Cowardice is the point of white supremacy, too

Perspective by
Contributing columnist|
May 26, 2022 at 1:33 p.m. EDT
(Monique Wray for The Washington Post)
5 min

My familiarity with Buffalo’s demographics isn’t quite what it was when I was in school there 20 years ago. But I remember enough that when I first saw breaking news alerts of a mass shooting in the city and read that it happened on Jefferson Avenue, I knew it was us who’d been shot before even knowing it was us. Some streets in some neighborhoods in some cities are just where you will always find regular Black people, and Jefferson Avenue in Buffalo is one of them. “Regular” here is not a pejorative. Nor is it an implication that there’s such a thing as irregular Black people. Just a way to describe working-class people doing nothing but living their lives on a sunny Saturday. Sleeping in. Tending lawns. Walking pets. Washing cars. Watching nephews. Grilling meat. Sipping tea. Getting nails did. And maybe going to the grocery store too.

It’s this banality — the purposeful obliviousness of the assumed safety of minding your damn business — that Payton Gendron allegedly hoped and prepared for. The 10 people killed weren’t just randomly chosen sitting ducks. They were targeted specifically because they were defenseless. Specifically because they included church ladies and retired grandparents with no real chance to fight or even run. That he was equipped with an assault rifle and outfitted with protective armor isn’t just more proof of an unfair fight. It’s proof that making the fight as unfair as possible was the whole point. Is the whole point.

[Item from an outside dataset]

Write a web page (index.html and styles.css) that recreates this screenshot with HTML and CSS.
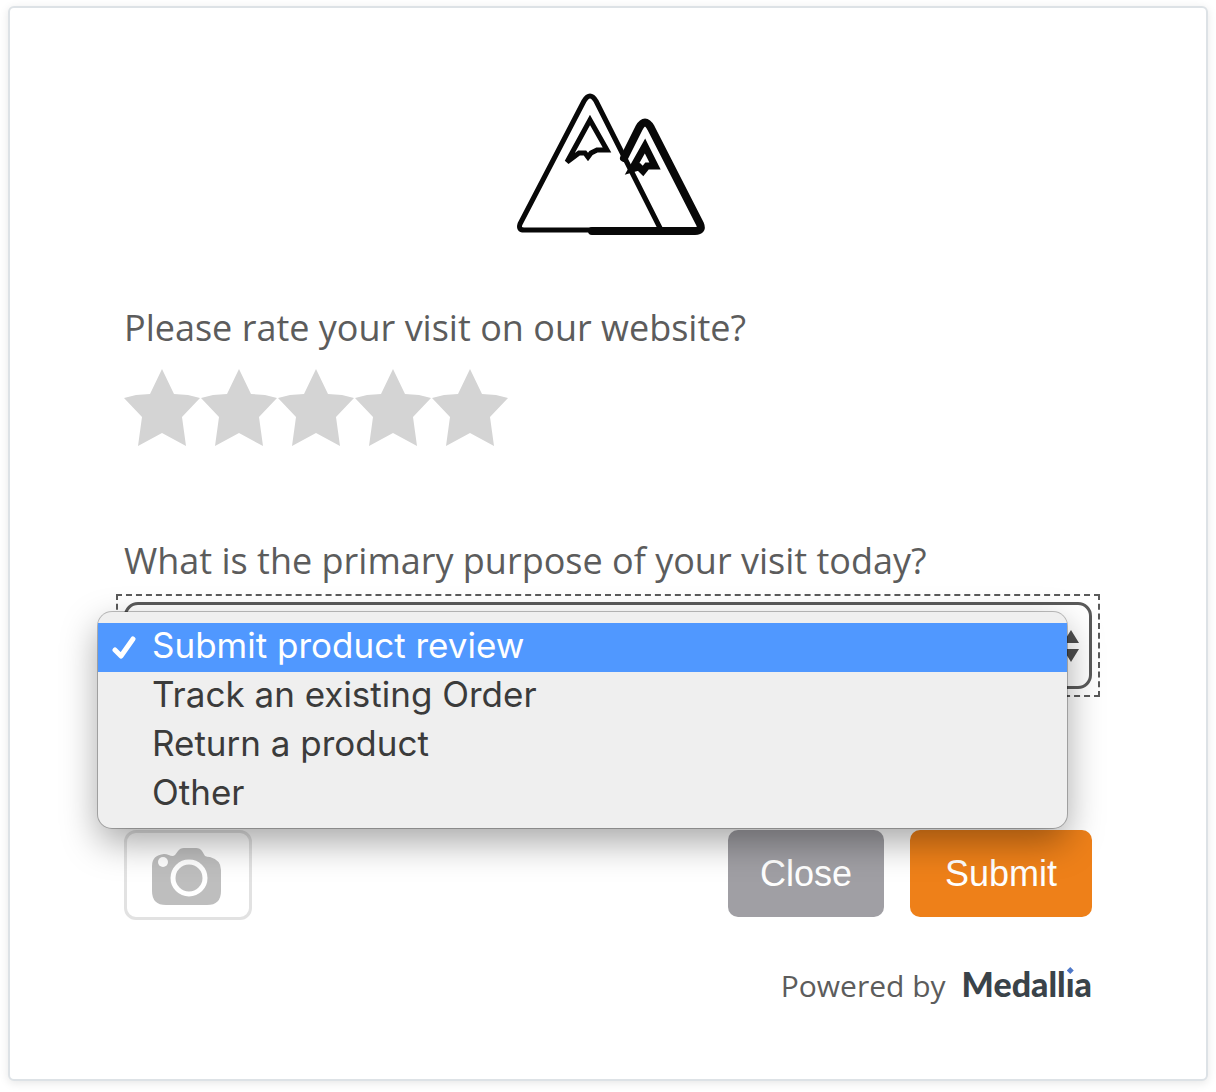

We already know Payton Gendron too. We didn’t know his name until the news reported on it, but we know him. He’s Dylann Roof walking into a Bible study at Mother Emanuel AME Church in Charleston, S.C., and murdering nine people after watching them pray. And Dylann Roof is Robert Gregory Bowers allegedly killing 11 people during Shabbat morning services at the Tree of Life synagogue in Pittsburgh. And Robert Gregory Bowers is Patrick Crusius saying he drove 10 hours to a Walmart in El Paso to kill as many Mexicans as he could.

These men, with their alleged sneak attacks on the unarmed and the unsuspecting, are no different than the mobs of dozens, hundreds, thousands gathered to lynch just one person. Like the hundreds in 1918 who hung Mary Turner upside down from a tree, doused her in gasoline and motor oil, set her on fire, and split her abdomen open with a knife. She was eight-months pregnant, and her unborn child fell to the ground and was murdered too. Or the domestic terrorists in the ’20s, ’30s, ’40s, ’50s and ’60s attacking Black neighborhoods, Black schools and Black churches — with fire, bricks, bullets and bombs — at night and while hiding behind white sheets and citizens’ groups. Or the entire communities — masses of faces, full-throated and frothing — out to intimidate a 6-year-old going to class.

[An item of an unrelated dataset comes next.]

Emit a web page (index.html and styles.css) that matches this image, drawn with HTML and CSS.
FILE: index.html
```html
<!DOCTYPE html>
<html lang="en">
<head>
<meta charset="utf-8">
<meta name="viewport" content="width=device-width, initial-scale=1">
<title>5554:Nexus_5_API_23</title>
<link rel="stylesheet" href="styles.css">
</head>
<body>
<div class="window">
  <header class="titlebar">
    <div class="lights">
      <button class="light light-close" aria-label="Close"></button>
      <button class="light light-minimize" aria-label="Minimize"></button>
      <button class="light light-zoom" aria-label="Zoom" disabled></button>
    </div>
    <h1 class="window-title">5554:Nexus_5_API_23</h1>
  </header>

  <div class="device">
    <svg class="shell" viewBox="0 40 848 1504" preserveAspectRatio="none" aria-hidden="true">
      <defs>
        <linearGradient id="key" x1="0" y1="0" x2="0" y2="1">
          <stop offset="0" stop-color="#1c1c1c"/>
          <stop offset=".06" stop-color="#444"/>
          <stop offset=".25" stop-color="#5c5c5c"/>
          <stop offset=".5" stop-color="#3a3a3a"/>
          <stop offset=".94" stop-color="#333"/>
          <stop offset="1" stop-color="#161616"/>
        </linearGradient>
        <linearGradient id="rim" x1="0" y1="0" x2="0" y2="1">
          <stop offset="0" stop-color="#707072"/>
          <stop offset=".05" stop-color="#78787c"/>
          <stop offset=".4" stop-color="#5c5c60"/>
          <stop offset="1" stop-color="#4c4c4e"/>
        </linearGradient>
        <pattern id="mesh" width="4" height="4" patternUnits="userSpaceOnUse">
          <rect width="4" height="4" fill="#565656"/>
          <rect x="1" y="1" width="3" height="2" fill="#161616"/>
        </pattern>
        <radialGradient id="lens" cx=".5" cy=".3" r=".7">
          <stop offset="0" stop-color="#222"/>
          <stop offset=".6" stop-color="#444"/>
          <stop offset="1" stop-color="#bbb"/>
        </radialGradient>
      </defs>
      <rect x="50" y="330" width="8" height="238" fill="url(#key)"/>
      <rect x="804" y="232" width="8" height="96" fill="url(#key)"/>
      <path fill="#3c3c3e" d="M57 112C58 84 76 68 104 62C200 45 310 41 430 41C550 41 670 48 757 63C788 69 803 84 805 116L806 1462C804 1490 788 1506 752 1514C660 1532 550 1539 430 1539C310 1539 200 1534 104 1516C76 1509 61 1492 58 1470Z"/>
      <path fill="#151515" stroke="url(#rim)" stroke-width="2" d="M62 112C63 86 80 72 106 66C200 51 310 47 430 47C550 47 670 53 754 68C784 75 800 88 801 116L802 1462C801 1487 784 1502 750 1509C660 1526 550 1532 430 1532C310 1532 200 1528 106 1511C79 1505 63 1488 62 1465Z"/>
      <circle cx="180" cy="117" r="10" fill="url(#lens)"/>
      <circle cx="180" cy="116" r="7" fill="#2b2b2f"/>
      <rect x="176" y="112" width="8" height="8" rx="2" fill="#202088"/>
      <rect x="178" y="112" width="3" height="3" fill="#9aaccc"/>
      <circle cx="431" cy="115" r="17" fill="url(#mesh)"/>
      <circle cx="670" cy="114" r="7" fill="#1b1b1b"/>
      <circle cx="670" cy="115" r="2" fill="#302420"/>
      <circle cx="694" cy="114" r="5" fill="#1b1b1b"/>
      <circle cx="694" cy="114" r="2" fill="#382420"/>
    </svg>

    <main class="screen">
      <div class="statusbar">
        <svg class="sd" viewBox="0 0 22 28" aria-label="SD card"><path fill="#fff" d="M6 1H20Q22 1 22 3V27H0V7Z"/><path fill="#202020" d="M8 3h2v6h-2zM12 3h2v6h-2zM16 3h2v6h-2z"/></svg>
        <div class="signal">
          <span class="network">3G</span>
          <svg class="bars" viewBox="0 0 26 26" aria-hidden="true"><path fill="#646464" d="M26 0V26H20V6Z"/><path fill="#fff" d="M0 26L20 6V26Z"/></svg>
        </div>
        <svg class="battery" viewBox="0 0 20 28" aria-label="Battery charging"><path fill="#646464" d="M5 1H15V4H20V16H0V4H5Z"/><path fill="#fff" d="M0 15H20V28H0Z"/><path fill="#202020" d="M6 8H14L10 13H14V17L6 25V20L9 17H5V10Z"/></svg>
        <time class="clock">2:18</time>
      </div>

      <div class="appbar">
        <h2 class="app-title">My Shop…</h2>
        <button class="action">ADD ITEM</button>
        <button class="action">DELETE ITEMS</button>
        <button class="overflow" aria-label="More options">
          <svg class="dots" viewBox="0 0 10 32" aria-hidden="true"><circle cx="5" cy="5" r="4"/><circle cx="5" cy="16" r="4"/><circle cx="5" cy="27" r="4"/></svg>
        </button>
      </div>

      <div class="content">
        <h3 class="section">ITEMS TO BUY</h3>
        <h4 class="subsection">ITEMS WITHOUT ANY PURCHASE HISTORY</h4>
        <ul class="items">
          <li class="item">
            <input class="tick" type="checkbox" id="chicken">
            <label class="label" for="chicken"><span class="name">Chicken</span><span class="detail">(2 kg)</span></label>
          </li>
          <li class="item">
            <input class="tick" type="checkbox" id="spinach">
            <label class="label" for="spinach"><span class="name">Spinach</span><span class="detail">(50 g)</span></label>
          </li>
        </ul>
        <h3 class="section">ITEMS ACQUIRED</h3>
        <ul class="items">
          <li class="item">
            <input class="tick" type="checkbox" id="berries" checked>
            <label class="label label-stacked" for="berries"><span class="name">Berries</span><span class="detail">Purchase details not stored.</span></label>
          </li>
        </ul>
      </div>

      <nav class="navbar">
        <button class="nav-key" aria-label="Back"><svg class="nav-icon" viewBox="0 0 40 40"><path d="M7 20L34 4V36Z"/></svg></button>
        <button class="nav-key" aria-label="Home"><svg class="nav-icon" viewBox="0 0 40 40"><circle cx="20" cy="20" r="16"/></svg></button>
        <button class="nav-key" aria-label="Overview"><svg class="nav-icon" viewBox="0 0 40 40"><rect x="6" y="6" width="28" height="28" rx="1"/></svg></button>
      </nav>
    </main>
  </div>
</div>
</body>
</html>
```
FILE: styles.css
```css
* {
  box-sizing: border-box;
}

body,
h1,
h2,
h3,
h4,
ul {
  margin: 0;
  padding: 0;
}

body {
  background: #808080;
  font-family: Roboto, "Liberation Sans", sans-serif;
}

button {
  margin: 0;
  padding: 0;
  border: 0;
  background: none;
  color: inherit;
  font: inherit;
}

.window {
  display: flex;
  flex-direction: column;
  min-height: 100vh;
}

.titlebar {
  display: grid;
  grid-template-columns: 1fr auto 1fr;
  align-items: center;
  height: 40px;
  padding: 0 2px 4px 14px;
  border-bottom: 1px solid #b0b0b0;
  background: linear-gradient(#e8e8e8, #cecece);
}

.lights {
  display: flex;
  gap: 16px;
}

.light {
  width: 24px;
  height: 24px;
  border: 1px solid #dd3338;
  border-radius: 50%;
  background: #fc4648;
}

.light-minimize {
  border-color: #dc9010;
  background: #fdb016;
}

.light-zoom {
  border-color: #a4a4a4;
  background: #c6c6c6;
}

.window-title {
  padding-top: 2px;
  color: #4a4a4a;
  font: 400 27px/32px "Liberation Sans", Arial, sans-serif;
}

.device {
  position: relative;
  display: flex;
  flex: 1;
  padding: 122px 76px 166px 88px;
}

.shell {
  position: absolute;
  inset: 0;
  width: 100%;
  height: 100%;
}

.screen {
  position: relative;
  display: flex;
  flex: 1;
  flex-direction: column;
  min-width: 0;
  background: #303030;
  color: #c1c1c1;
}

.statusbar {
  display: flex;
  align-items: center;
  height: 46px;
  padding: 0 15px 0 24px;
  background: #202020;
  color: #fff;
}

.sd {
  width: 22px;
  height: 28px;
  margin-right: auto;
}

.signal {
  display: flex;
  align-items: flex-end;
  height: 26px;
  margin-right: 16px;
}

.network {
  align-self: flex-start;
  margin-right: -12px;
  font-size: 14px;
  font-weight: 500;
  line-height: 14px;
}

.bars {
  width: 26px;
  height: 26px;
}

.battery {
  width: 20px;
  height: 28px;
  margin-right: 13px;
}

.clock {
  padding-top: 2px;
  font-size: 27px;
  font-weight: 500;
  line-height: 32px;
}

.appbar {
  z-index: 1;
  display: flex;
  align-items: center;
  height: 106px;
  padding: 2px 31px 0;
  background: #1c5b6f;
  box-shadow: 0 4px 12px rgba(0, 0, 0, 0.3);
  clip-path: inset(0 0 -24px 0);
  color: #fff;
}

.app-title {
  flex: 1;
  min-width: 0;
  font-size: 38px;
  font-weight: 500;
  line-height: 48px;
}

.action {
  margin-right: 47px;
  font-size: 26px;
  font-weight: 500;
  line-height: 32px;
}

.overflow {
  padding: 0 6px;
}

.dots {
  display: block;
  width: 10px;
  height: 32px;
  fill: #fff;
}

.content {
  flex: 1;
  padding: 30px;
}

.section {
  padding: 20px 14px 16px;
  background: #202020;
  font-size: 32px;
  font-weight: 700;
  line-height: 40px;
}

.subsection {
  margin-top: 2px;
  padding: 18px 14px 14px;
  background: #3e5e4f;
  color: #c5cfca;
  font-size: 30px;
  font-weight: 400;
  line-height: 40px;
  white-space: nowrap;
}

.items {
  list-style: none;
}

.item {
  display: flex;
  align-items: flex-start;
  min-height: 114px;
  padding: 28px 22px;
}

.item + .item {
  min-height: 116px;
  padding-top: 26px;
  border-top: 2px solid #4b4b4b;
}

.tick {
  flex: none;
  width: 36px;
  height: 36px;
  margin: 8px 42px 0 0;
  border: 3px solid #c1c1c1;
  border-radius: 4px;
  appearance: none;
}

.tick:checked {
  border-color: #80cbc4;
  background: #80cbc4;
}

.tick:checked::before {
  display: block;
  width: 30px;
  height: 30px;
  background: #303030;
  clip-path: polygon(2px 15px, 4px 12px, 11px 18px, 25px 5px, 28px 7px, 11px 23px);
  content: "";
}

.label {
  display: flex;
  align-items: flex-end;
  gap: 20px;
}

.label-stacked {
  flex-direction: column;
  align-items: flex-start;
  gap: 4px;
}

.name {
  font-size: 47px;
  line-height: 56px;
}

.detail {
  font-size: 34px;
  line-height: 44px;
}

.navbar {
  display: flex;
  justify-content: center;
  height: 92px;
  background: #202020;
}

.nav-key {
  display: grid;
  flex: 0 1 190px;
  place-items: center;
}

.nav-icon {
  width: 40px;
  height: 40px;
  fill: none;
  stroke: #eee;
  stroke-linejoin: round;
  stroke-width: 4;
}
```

White supremacy is, essentially, an ecosystem built around the idea of never having to fight fair. A full-bodied commitment — culturally, politically, spiritually — to the retention of the privilege to be cowards. They’re learning to read? Let’s kill them. Can’t (legally) kill them anymore? Let’s burn down the schools. Can’t burn down the schools anymore? Let’s ban books. They want to vote? Let’s kill them. Can’t (legally) kill them anymore? Let’s make them take “literacy” tests. Literacy tests are outlawed? Let’s gerrymander the districts. The gerrymandering wasn’t enough? Let’s say the elections are rigged. They’re building community wealth? Let’s kill them. Can’t (legally) kill them anymore? Let’s redline them and deny them loans. Can’t (legally) deny them loans anymore? Let’s give them loans at subprime rates.

White supremacy is, essentially, an ecosystem built around the idea of never having to fight fair.

And while we’re doing this, let’s preach the gospel of meritocracy and selectively quote scripture and the Rev. Martin Luther King Jr. Let’s cut off their feet, and then let’s scold them for having no bootstraps. Let’s flood them with guns. Let’s give them toxic land. Let’s give them poisoned water. Let’s give them bad health care. Let’s ensure they have no money, and then let’s keep them in jail for being broke. And then let’s deny, deny, deny. Deny this is happening. Deny what has happened. Deny what we’re planning to happen. Deny what they’re witnessing. Deny what they’re living.

I would maybe halfway respect the many guardians of white supremacy in Washington and cable news, if they just copped to it. But they will never. Because they know it’s more difficult for us to defend ourselves against a force that defines its own reality. And that it’s impossible to be a citizen with integrity, a person with empathy, a human and defeat a coward.

Because a coward won’t fight you unless you’re not looking. Unless they can swarm you. Unless they can cheat you. Unless they are armed and wearing armor, and you are in the produce aisle or on the pew. They punch sometimes, sure. But only if you’re sleeping.